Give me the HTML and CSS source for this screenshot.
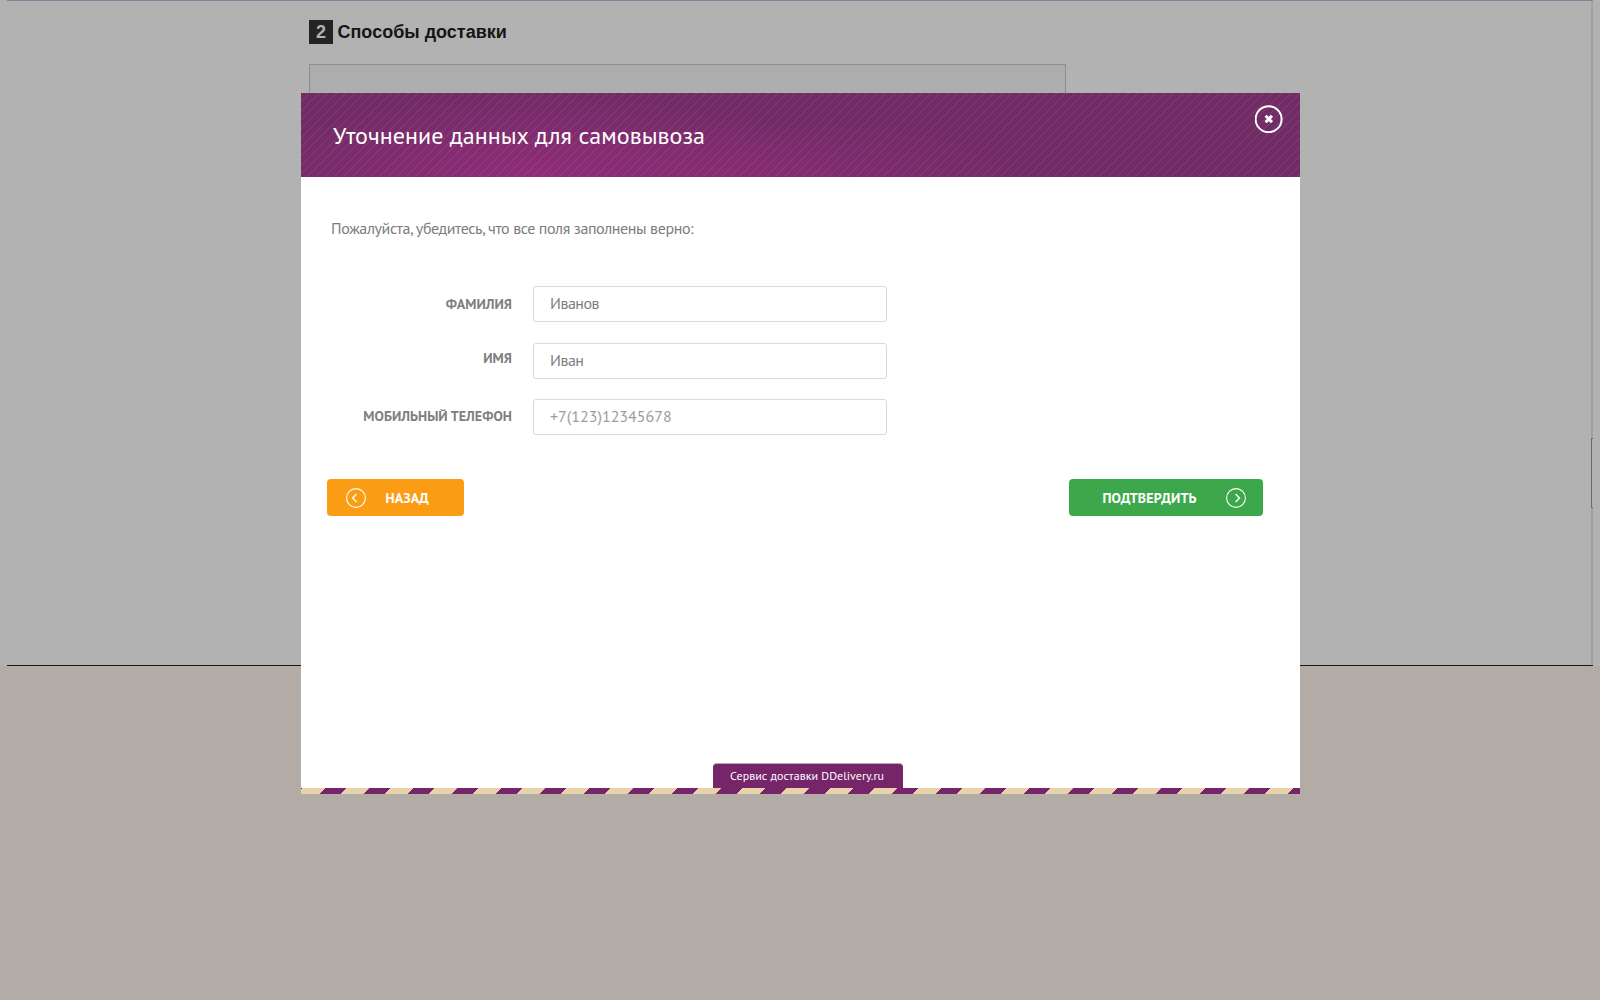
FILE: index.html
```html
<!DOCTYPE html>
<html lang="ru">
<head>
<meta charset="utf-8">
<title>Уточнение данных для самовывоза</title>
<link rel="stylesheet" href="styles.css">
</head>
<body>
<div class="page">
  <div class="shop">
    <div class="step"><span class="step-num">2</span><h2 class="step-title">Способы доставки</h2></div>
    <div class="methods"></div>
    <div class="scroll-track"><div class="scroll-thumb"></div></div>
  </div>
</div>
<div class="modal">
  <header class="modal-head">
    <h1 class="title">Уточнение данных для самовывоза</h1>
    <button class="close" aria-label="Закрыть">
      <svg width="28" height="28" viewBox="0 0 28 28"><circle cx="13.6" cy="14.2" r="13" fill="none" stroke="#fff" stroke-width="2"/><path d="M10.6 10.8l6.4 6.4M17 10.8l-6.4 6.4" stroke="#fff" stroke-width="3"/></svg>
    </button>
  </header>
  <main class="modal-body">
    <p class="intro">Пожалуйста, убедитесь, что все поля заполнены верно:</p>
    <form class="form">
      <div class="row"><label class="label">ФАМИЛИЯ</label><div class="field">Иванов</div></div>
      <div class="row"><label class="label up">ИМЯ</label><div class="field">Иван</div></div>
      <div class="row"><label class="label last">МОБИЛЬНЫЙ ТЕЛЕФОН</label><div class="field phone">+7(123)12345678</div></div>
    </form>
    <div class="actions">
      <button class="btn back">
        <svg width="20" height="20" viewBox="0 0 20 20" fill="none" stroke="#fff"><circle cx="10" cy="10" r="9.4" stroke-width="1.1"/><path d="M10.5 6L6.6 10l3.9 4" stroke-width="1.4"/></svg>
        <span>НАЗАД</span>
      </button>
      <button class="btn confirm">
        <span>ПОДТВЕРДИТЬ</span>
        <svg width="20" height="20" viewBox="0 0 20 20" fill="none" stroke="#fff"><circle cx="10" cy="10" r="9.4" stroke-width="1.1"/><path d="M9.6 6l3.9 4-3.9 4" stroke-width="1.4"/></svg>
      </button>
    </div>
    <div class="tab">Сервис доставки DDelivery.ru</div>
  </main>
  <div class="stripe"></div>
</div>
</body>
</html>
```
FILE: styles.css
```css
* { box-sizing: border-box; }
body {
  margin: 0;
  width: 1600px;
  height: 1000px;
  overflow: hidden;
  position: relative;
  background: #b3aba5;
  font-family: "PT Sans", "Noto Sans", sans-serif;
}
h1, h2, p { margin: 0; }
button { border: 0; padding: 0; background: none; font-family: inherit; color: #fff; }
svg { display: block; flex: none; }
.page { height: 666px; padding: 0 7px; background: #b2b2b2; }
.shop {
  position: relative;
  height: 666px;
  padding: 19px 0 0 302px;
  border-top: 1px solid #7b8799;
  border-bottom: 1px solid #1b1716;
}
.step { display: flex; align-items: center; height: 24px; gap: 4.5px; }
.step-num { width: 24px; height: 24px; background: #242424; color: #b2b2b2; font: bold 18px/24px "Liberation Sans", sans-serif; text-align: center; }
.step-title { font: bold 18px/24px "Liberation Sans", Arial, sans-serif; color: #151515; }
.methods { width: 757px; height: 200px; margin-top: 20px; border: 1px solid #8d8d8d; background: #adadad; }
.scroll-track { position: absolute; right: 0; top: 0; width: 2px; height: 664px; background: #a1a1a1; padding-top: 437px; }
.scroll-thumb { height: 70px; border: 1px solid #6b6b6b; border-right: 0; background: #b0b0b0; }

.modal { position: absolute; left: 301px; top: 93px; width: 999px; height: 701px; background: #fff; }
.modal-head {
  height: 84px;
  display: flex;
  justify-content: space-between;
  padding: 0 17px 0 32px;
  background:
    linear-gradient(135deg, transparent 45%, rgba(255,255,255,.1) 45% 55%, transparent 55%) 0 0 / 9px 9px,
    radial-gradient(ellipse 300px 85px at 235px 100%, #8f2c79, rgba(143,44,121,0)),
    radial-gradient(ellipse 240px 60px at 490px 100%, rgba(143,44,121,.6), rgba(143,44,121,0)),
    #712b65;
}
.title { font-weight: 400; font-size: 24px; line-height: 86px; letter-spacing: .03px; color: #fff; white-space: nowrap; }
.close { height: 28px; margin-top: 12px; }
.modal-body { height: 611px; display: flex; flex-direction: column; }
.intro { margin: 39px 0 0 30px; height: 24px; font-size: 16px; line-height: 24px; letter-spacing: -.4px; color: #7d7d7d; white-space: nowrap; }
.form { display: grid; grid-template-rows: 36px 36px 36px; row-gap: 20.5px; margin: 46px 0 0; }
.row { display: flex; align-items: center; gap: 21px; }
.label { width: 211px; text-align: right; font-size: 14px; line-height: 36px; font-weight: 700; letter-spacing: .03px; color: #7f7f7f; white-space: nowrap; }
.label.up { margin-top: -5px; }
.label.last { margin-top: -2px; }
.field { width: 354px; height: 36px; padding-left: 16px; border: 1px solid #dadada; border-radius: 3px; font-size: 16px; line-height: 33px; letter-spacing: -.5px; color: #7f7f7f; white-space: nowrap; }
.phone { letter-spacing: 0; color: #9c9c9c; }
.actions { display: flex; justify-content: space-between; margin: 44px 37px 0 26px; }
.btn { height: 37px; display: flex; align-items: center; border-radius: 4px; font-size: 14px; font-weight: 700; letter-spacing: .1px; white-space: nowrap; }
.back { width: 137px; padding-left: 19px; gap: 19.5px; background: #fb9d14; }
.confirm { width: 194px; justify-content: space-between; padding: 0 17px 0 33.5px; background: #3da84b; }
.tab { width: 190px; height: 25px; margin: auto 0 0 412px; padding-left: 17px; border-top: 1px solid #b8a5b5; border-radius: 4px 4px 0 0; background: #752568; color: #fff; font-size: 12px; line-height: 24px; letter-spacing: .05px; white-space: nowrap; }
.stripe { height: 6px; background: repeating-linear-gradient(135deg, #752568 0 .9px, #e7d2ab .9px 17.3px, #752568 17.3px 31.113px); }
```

* **WHAT TO PRODUCE**: Using the material above, return every line exactly as it appears, minus the pictures.

* **TASK OUTPUT**:
Give me the HTML and CSS source for this screenshot.
FILE: index.html
```html
<!DOCTYPE html>
<html lang="ru">
<head>
<meta charset="utf-8">
<title>Уточнение данных для самовывоза</title>
<link rel="stylesheet" href="styles.css">
</head>
<body>
<div class="page">
  <div class="shop">
    <div class="step"><span class="step-num">2</span><h2 class="step-title">Способы доставки</h2></div>
    <div class="methods"></div>
    <div class="scroll-track"><div class="scroll-thumb"></div></div>
  </div>
</div>
<div class="modal">
  <header class="modal-head">
    <h1 class="title">Уточнение данных для самовывоза</h1>
    <button class="close" aria-label="Закрыть">
      <svg width="28" height="28" viewBox="0 0 28 28"><circle cx="13.6" cy="14.2" r="13" fill="none" stroke="#fff" stroke-width="2"/><path d="M10.6 10.8l6.4 6.4M17 10.8l-6.4 6.4" stroke="#fff" stroke-width="3"/></svg>
    </button>
  </header>
  <main class="modal-body">
    <p class="intro">Пожалуйста, убедитесь, что все поля заполнены верно:</p>
    <form class="form">
      <div class="row"><label class="label">ФАМИЛИЯ</label><div class="field">Иванов</div></div>
      <div class="row"><label class="label up">ИМЯ</label><div class="field">Иван</div></div>
      <div class="row"><label class="label last">МОБИЛЬНЫЙ ТЕЛЕФОН</label><div class="field phone">+7(123)12345678</div></div>
    </form>
    <div class="actions">
      <button class="btn back">
        <svg width="20" height="20" viewBox="0 0 20 20" fill="none" stroke="#fff"><circle cx="10" cy="10" r="9.4" stroke-width="1.1"/><path d="M10.5 6L6.6 10l3.9 4" stroke-width="1.4"/></svg>
        <span>НАЗАД</span>
      </button>
      <button class="btn confirm">
        <span>ПОДТВЕРДИТЬ</span>
        <svg width="20" height="20" viewBox="0 0 20 20" fill="none" stroke="#fff"><circle cx="10" cy="10" r="9.4" stroke-width="1.1"/><path d="M9.6 6l3.9 4-3.9 4" stroke-width="1.4"/></svg>
      </button>
    </div>
    <div class="tab">Сервис доставки DDelivery.ru</div>
  </main>
  <div class="stripe"></div>
</div>
</body>
</html>
```
FILE: styles.css
```css
* { box-sizing: border-box; }
body {
  margin: 0;
  width: 1600px;
  height: 1000px;
  overflow: hidden;
  position: relative;
  background: #b3aba5;
  font-family: "PT Sans", "Noto Sans", sans-serif;
}
h1, h2, p { margin: 0; }
button { border: 0; padding: 0; background: none; font-family: inherit; color: #fff; }
svg { display: block; flex: none; }
.page { height: 666px; padding: 0 7px; background: #b2b2b2; }
.shop {
  position: relative;
  height: 666px;
  padding: 19px 0 0 302px;
  border-top: 1px solid #7b8799;
  border-bottom: 1px solid #1b1716;
}
.step { display: flex; align-items: center; height: 24px; gap: 4.5px; }
.step-num { width: 24px; height: 24px; background: #242424; color: #b2b2b2; font: bold 18px/24px "Liberation Sans", sans-serif; text-align: center; }
.step-title { font: bold 18px/24px "Liberation Sans", Arial, sans-serif; color: #151515; }
.methods { width: 757px; height: 200px; margin-top: 20px; border: 1px solid #8d8d8d; background: #adadad; }
.scroll-track { position: absolute; right: 0; top: 0; width: 2px; height: 664px; background: #a1a1a1; padding-top: 437px; }
.scroll-thumb { height: 70px; border: 1px solid #6b6b6b; border-right: 0; background: #b0b0b0; }

.modal { position: absolute; left: 301px; top: 93px; width: 999px; height: 701px; background: #fff; }
.modal-head {
  height: 84px;
  display: flex;
  justify-content: space-between;
  padding: 0 17px 0 32px;
  background:
    linear-gradient(135deg, transparent 45%, rgba(255,255,255,.1) 45% 55%, transparent 55%) 0 0 / 9px 9px,
    radial-gradient(ellipse 300px 85px at 235px 100%, #8f2c79, rgba(143,44,121,0)),
    radial-gradient(ellipse 240px 60px at 490px 100%, rgba(143,44,121,.6), rgba(143,44,121,0)),
    #712b65;
}
.title { font-weight: 400; font-size: 24px; line-height: 86px; letter-spacing: .03px; color: #fff; white-space: nowrap; }
.close { height: 28px; margin-top: 12px; }
.modal-body { height: 611px; display: flex; flex-direction: column; }
.intro { margin: 39px 0 0 30px; height: 24px; font-size: 16px; line-height: 24px; letter-spacing: -.4px; color: #7d7d7d; white-space: nowrap; }
.form { display: grid; grid-template-rows: 36px 36px 36px; row-gap: 20.5px; margin: 46px 0 0; }
.row { display: flex; align-items: center; gap: 21px; }
.label { width: 211px; text-align: right; font-size: 14px; line-height: 36px; font-weight: 700; letter-spacing: .03px; color: #7f7f7f; white-space: nowrap; }
.label.up { margin-top: -5px; }
.label.last { margin-top: -2px; }
.field { width: 354px; height: 36px; padding-left: 16px; border: 1px solid #dadada; border-radius: 3px; font-size: 16px; line-height: 33px; letter-spacing: -.5px; color: #7f7f7f; white-space: nowrap; }
.phone { letter-spacing: 0; color: #9c9c9c; }
.actions { display: flex; justify-content: space-between; margin: 44px 37px 0 26px; }
.btn { height: 37px; display: flex; align-items: center; border-radius: 4px; font-size: 14px; font-weight: 700; letter-spacing: .1px; white-space: nowrap; }
.back { width: 137px; padding-left: 19px; gap: 19.5px; background: #fb9d14; }
.confirm { width: 194px; justify-content: space-between; padding: 0 17px 0 33.5px; background: #3da84b; }
.tab { width: 190px; height: 25px; margin: auto 0 0 412px; padding-left: 17px; border-top: 1px solid #b8a5b5; border-radius: 4px 4px 0 0; background: #752568; color: #fff; font-size: 12px; line-height: 24px; letter-spacing: .05px; white-space: nowrap; }
.stripe { height: 6px; background: repeating-linear-gradient(135deg, #752568 0 .9px, #e7d2ab .9px 17.3px, #752568 17.3px 31.113px); }
```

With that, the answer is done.